Señor mío y Dios mío, creo firmemente que estás aquí, que me ves, que me oyes, donde estés haciendo la oración, en tu cuarto, en la terraza, te adoro con profunda reverencia, te pido perdón de mis pecados y gracia para hacer con fruto este rato de oración. Madre mía inmaculada, San José, mi Padre y Señor, Ángel de mi guarda, interceded por mí. Ayer contemplábamos aquel encuentro del resucitado con los discípulos de Maús. Más que un encuentro, Señor, fue un rescate en toda regla.
Y después de que tú te evaporaras, te desaparecieras, ellos regresan a toda prisa a Jerusalén, cuando ya la tarde está decaída, según sus propias palabras, y llegas a Jerusalén, al Cenáculo, durante la noche de este domingo, de este gran domingo que celebramos en la octava de Pascua. Y entonces tiene lugar la escena que se narra en el Evangelio de hoy. En aquel tiempo contaban los discípulos de Maús lo que les había pasado por el camino y cómo habían reconocido a Jesús al partir el pan.
Estaban hablando de estas cosas cuando se presenta Jesús en medio de ellos. Se presenta por fin a los once, los últimos, por su poca fe. Tú, Señor, entras sin abrir las puertas. Esa tarde habías desaparecido de golpe delante de los discípulos de Maús. Vas y vienes rápidamente de un sitio a otro. Te reconocen, pero no te reconocen.
Eres el de siempre, con tu cuerpo, pero no eres el de siempre. Algo ha pasado. Algo ha pasado. Este poeta lo describe así. Es el mismo y no es el mismo de días atrás. Aparece y desaparece en el aire como se le antoja. Su organismo se comporta como un relámpago. Atraviesa por las paredes como si tal cosa. Posee todas las propiedades del pensamiento.
Parece un caminante, un bosque o el viento sobre las playas y de pronto los ojos, la voz de siempre, puede regular su gloria hasta aniquilar a un ángel o hacerla tolerable a los ojos de un pescador.

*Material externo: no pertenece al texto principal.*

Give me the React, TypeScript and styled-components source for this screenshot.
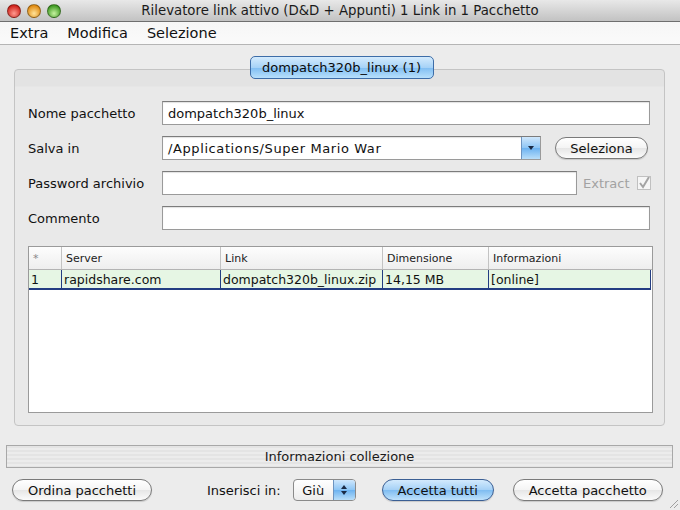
import React from 'react'
import styled, {createGlobalStyle, css} from 'styled-components'

const FONT = `'DejaVu Sans', Verdana, sans-serif`

const GlobalStyle = createGlobalStyle`
  html, body {
    margin: 0;
    padding: 0;
    background: #ececec;
  }
  * {
    box-sizing: border-box;
  }
`

const columns = [
  {title: '*', width: 33},
  {title: 'Server', width: 159},
  {title: 'Link', width: 162},
  {title: 'Dimensione', width: 106},
  {title: 'Informazioni', width: 0},
]

const row = ['1', 'rapidshare.com', 'dompatch320b_linux.zip', '14,15 MB', '[online]']

export default function App(): JSX.Element {
  return (
    <Window>
      <GlobalStyle />
      <TitleBar>
        <Lights>
          <Light color='red' />
          <Light color='yellow' />
          <Light color='green' />
        </Lights>
        <Title>Rilevatore link attivo (D&amp;D + Appunti) 1 Link in 1 Pacchetto</Title>
      </TitleBar>

      <MenuBar>
        <MenuItem>Extra</MenuItem>
        <MenuItem>Modifica</MenuItem>
        <MenuItem>Selezione</MenuItem>
      </MenuBar>

      <Content>
        <TabRow>
          <Tab>dompatch320b_linux (1)</Tab>
        </TabRow>
        <Panel>
          <Form>
            <FormRow>
              <Label>Nome pacchetto</Label>
              <TextField>dompatch320b_linux</TextField>
            </FormRow>
            <FormRow>
              <Label>Salva in</Label>
              <Combo>
                <ComboText>/Applications/Super Mario War</ComboText>
                <ComboArrow>
                  <svg width='8' height='6' viewBox='0 0 8 6'>
                    <path d='M1 1h6L4 5z' fill='#1a2a44' />
                  </svg>
                </ComboArrow>
              </Combo>
              <AquaButton $width={93} $offset={14}>
                Seleziona
              </AquaButton>
            </FormRow>
            <FormRow>
              <Label>Password archivio</Label>
              <TextField $width={415} />
              <Extract>
                Extract
                <CheckBox>
                  <svg width='12' height='12' viewBox='0 0 12 12'>
                    <path d='M2 6l3 4 6-10' fill='none' stroke='#a4a4a4' strokeWidth='2' />
                  </svg>
                </CheckBox>
              </Extract>
            </FormRow>
            <FormRow>
              <Label>Commento</Label>
              <TextField />
            </FormRow>
          </Form>

          <Table>
            <HeaderRow>
              {columns.map((c) => (
                <HeaderCell key={c.title} $width={c.width}>
                  {c.title}
                </HeaderCell>
              ))}
            </HeaderRow>
            <DataRow>
              {row.map((v, i) => (
                <DataCell key={i} $width={columns[i].width}>
                  {v}
                </DataCell>
              ))}
            </DataRow>
          </Table>
        </Panel>
      </Content>

      <InfoBar>Informazioni collezione</InfoBar>

      <Footer>
        <AquaButton $width={140}>Ordina pacchetti</AquaButton>
        <InsertGroup>
          <span>Inserisci in:</span>
          <Stepper>
            <StepperText>Giù</StepperText>
            <StepperArrows>
              <svg width='8' height='12' viewBox='0 0 8 12'>
                <path d='M1 5h6L4 1z M1 7h6L4 11z' fill='#1a2a44' />
              </svg>
            </StepperArrows>
          </Stepper>
        </InsertGroup>
        <AquaButton $width={112} $offset={26} $primary>
          Accetta tutti
        </AquaButton>
        <AquaButton $width={150} $offset={19}>
          Accetta pacchetto
        </AquaButton>
      </Footer>
      <Grip>
        <svg width='12' height='12' viewBox='0 0 12 12'>
          <path d='M11 3L3 11M11 7L7 11' stroke='#a0a0a0' strokeWidth='1' />
        </svg>
      </Grip>
    </Window>
  )
}

const Window = styled.div`
  position: relative;
  width: 680px;
  height: 510px;
  display: flex;
  flex-direction: column;
  background: #ececec;
  font-family: ${FONT};
  font-size: 13px;
  color: #111;
  overflow: hidden;
`

const TitleBar = styled.div`
  position: relative;
  height: 22px;
  display: flex;
  align-items: center;
  justify-content: center;
  background: linear-gradient(#e8e8e8, #c2c2c2);
  border-bottom: 1px solid #6e6e6e;
`

const Lights = styled.div`
  position: absolute;
  left: 7px;
  top: 4px;
  display: flex;
  gap: 6px;
`

const lightColors: Record<string, [string, string]> = {
  red: ['#ff9a90', '#d0221a'],
  yellow: ['#ffe39a', '#e08a10'],
  green: ['#c6f2a0', '#3f9a22'],
}

const Light = styled.div<{color: string}>`
  width: 14px;
  height: 14px;
  border-radius: 50%;
  border: 1px solid rgba(0, 0, 0, 0.35);
  background: radial-gradient(
    circle at 50% 70%,
    ${(p) => lightColors[p.color][0]} 0%,
    ${(p) => lightColors[p.color][1]} 75%
  );
`

const Title = styled.div`
  font-size: 13.3px;
  color: #1a1a1a;
`

const MenuBar = styled.div`
  height: 23px;
  display: flex;
  align-items: center;
  padding-left: 10px;
  background: linear-gradient(#f6f6f6, #fafafa);
  border-bottom: 1px solid #b5b5b5;
  font-size: 14.5px;
`

const MenuItem = styled.div`
  margin-right: 19px;
  color: #111;
`

const Content = styled.div`
  padding: 11px 15px 0 14px;
  display: flex;
  flex-direction: column;
`

const TabRow = styled.div`
  display: flex;
  justify-content: center;
  position: relative;
  z-index: 1;
  padding-left: 4px;
`

const Tab = styled.div`
  height: 23px;
  width: 184px;
  display: flex;
  align-items: center;
  justify-content: center;
  border-radius: 5px;
  border: 1px solid #3d6da8;
  background: linear-gradient(#d4ebfd 0%, #a6d2f7 50%, #7fbdf2 51%, #b8e0fc 100%);
  font-size: 13px;
  color: #0a0a0a;
`

const Panel = styled.div`
  margin-top: -10px;
  height: 357px;
  border: 1px solid #c4c4c4;
  border-radius: 4px;
  background: linear-gradient(#e3e3e3 0px, #e3e3e3 16px, #e9e9e9 17px);
  padding: 31px 12px 12px 13px;
  display: flex;
  flex-direction: column;
`

const Form = styled.div`
  display: flex;
  flex-direction: column;
  gap: 11px;
`

const FormRow = styled.div`
  height: 24px;
  display: flex;
  align-items: center;
`

const Label = styled.div`
  width: 134px;
  font-size: 13px;
`

const field = css`
  height: 24px;
  border: 1px solid #9a9a9a;
  border-top-color: #7c7c7c;
  background: #fff;
  box-shadow: inset 0 1px 1px rgba(0, 0, 0, 0.12);
  display: flex;
  align-items: center;
  padding-left: 5px;
  font-size: 13px;
`

const TextField = styled.div<{$width?: number}>`
  ${field};
  width: ${(p) => (p.$width ? `${p.$width}px` : '488px')};
`

const Combo = styled.div`
  ${field};
  width: 379px;
  padding-right: 0;
  justify-content: space-between;
`

const ComboText = styled.span`
  letter-spacing: 0.6px;
`

const ComboArrow = styled.div`
  width: 19px;
  height: 22px;
  display: flex;
  align-items: center;
  justify-content: center;
  background: linear-gradient(#cfe7fc 0%, #8cc5f5 50%, #6cb2f0 51%, #b9def9 100%);
  border-left: 1px solid #6d94c0;
`

const AquaButton = styled.div<{$width: number; $offset?: number; $primary?: boolean}>`
  width: ${(p) => p.$width}px;
  height: 22px;
  margin-left: ${(p) => p.$offset ?? 0}px;
  border-radius: 11px;
  display: flex;
  align-items: center;
  justify-content: center;
  font-size: 13px;
  color: #111;
  border: 1px solid ${(p) => (p.$primary ? '#3b5f94' : '#7a7a7a')};
  background: ${(p) =>
    p.$primary
      ? 'linear-gradient(#d3eafd 0%, #a4d0f6 50%, #7ebcf1 51%, #bfe2fb 100%)'
      : 'linear-gradient(#ffffff 0%, #f4f4f4 50%, #e6e6e6 51%, #fbfbfb 100%)'};
  box-shadow: 0 1px 1px rgba(0, 0, 0, 0.15);
`

const Extract = styled.div`
  margin-left: 6px;
  display: flex;
  align-items: center;
  gap: 7px;
  color: #a2a2a2;
  font-size: 13px;
`

const CheckBox = styled.div`
  width: 14px;
  height: 14px;
  border: 1px solid #c0c0c0;
  background: #f6f6f6;
  display: flex;
  align-items: center;
  justify-content: center;
`

const Table = styled.div`
  margin-top: 16px;
  width: 625px;
  height: 167px;
  border: 1px solid #9a9a9a;
  background: #fff;
`

const HeaderRow = styled.div`
  height: 23px;
  display: flex;
  background: linear-gradient(#fdfdfd, #eeeeee);
  border-bottom: 1px solid #b3b3b3;
`

const HeaderCell = styled.div<{$width: number}>`
  ${(p) => (p.$width ? `width: ${p.$width}px;` : 'flex: 1;')}
  border-right: 1px solid #c3c3c3;
  display: flex;
  align-items: center;
  padding-left: 4px;
  font-size: 11px;
  color: #222;
  &:first-child {
    color: #888;
  }
  &:last-child {
    border-right: none;
  }
`

const DataRow = styled.div`
  height: 20px;
  display: flex;
  background: #e6f6e4;
  border-bottom: 2px solid #233d82;
  margin-right: 1px;
`

const DataCell = styled.div<{$width: number}>`
  ${(p) => (p.$width ? `width: ${p.$width}px;` : 'flex: 1;')}
  display: flex;
  align-items: center;
  padding-left: 2px;
  font-size: 12.5px;
  border-right: 1px solid #233d82;
  white-space: nowrap;
  overflow: hidden;
`

const InfoBar = styled.div`
  margin: 19px 7px 0 6px;
  height: 23px;
  border: 1px solid #a8a8a8;
  background: repeating-linear-gradient(#e4e4e4 0px, #e4e4e4 2px, #ececec 2px, #ececec 4px);
  display: flex;
  align-items: center;
  justify-content: center;
  font-size: 13px;
  color: #1a1a1a;
`

const Footer = styled.div`
  margin-top: 11px;
  padding: 0 17px 0 12px;
  display: flex;
  align-items: center;
`

const InsertGroup = styled.div`
  display: flex;
  align-items: center;
  gap: 12px;
  margin-left: 55px;
  font-size: 13px;
`

const Stepper = styled.div`
  width: 63px;
  height: 22px;
  display: flex;
  border: 1px solid #8a8a8a;
  border-radius: 4px;
  overflow: hidden;
  background: linear-gradient(#ffffff, #ececec);
`

const StepperText = styled.div`
  flex: 1;
  display: flex;
  align-items: center;
  justify-content: center;
  font-size: 13px;
`

const StepperArrows = styled.div`
  width: 22px;
  display: flex;
  align-items: center;
  justify-content: center;
  border-left: 1px solid #6d94c0;
  background: linear-gradient(#cfe7fc 0%, #8cc5f5 50%, #6cb2f0 51%, #b9def9 100%);
`

const Grip = styled.div`
  position: absolute;
  right: 1px;
  bottom: 1px;
  display: flex;
`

Jesús, resucitado y glorioso, ya no está sometido en su cuerpo a las limitaciones de la gravedad ni a esas leyes de la impenetrabilidad que dificultan tanto nuestros movimientos, como puedes comprobar si has intentado pasar alguna vez a través de una puerta de cristal. Yo sí lo he intentado con molestos resultados, ¿verdad?, por culpa de esos cristales rotos.
Tu cuerpo, Señor, es un cuerpo ágil, tu cuerpo glorioso, es un cuerpo que sigue con docilidad al espíritu. Ese espíritu que parece ser capaz de cosas imposibles y que lleva a un niño a desear la luna o a un científico o a un grupo de científicos a poner pues un apolo en la luna. Pero a la vez ese cuerpo increíble es un cuerpo real, no es una apariencia sin más.
En el evangelio de hoy, más adelante, ante la incredulidad de tus discípulos, les preguntas, ¿tenéis ahí algo de comer? Y ellos te ofrecieron un trozo de pez asado y tú lo tomaste y comiste delante de ellos para tranquilizarlos. ¿En qué apuros, dice este poeta, se ve la inmensa? Para que le crean. Cuando dice yo soy el carpintero recientemente crucificado, estos pobres pescadores no experimentan totalmente un gozo. Aún el gozo necesita un tiempo para viajar hasta el corazón.
El problema del infinito es un problema de aclimatación.
Estos pobres creen haberselas con un espíritu, lo cual para la resurrección de la carne sería el fracaso más absoluto. Jesús debe recurrir entonces a argumentos extremos, a concesiones casi prohibidas para un cuerpo glorioso. Presentación de largas pruebas de oscurecimiento. Soy el mismo Jesús, clama esa luz casi suplicante. ¿Tenéis algo que comer?, les pregunta en voz sumamente hambrienta.